07
Feb
2007
Posted by Mihaela Lica as SEO Advice
From all the linking strategies known to the online entrepreneur, link exchange seems to be the most controversial. There are pros and cons, ups and downs, incessant debates and so on. What’s happening here? What is wrong with link exchanging?
One or two years ago reciprocal linking used to be the most effective technique to bring higher rankings and higher PageRanks. Today this is the most avoided technique. People prefer to approach bloggers to get contextual links, they join niche related forums and newsgroups and use different “signatures” to get other inbound links, they go into article marketing although, sadly, the Web is already flooded with low quality articles and it’s becoming harder and harder to find a good quality piece of writing online.

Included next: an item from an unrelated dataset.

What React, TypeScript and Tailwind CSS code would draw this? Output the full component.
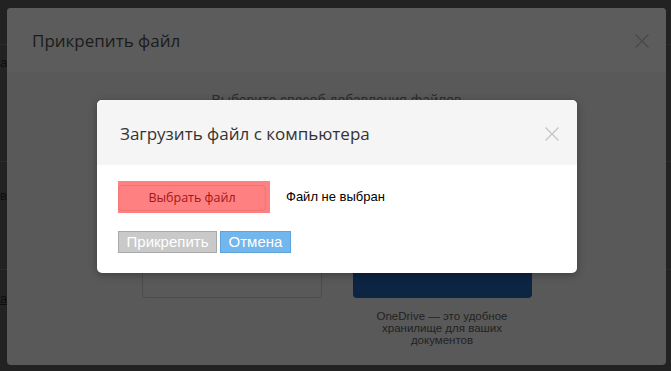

In the not so far past the world of linking look different. It was a great pleasure to receive a link exchange request from another Webmaster. It was a proof that someone else was actually reading the pages of a certain website and wanted to exchange a link based primarily on the quality of the content and then on the ranking link exchanging might bring.
Today most link exchange requests are automated. SEO Elite, and other link exchange software make this possible. And the problem is that the search engines don’t like this SEO technique anymore, because of incessant abuses aimed to artificially inflating PR and SE rankings for the sites requesting a link exchange.
Such sites do link back to your site, but sadly the page on which they place your link has no value, being home for other irrelevant, often non-related links, buried among other similar pages and too often being a part of what SEOs call “a link farm”. This will bring you nothing: no SE rankings, no link juice, not even visitors. On a site stuffed with thousands of links do you really believe that users will start digging to find yours? Why should they, when it’s way easier to type into the Google query box some relevant keywords and find the info that they actually need?
Technically the search engines will not punish your site for having a link from a link farm. But they would punish your site if you link to “bad neighbors”. With automated linking processes it is hard to check the real quality of a website. So, no matter what you hear, no matter what you read about the “magic” of such software, please don’t use them! For the good of your website!
There is now a new linking trend: three-way linking. Site A requests a link from site B and provides, in exchange a link on site C. Basically: B links to A and C links to B, creating a chain of “one-way” links, instead of reciprocal links. Nothing wrong with the principle, except that the technique is meant to fool the search engines and to artificially inflate rankings for site A, because site C is generally a link farm or a low quality site that has nothing to lose anyway.
So getting quality links back to your site is a challenge in the actual SEO context. But if you have a good quality site, with lots of giveaways, valuable ebooks, high rated software, special promotions, interactive online applications and so on, people might decide to link to you without even asking. Become the resource and you’ll be treated like a resource. And there is still nothing wrong to exchange links, just make sure, if you do it, that the site you are linking to is a related resource, more valuable for your visitors than for the search engines. Place the link to the other site in a visible place, to send some traffic to your link partner as well, and ask your link partner to do the same for you.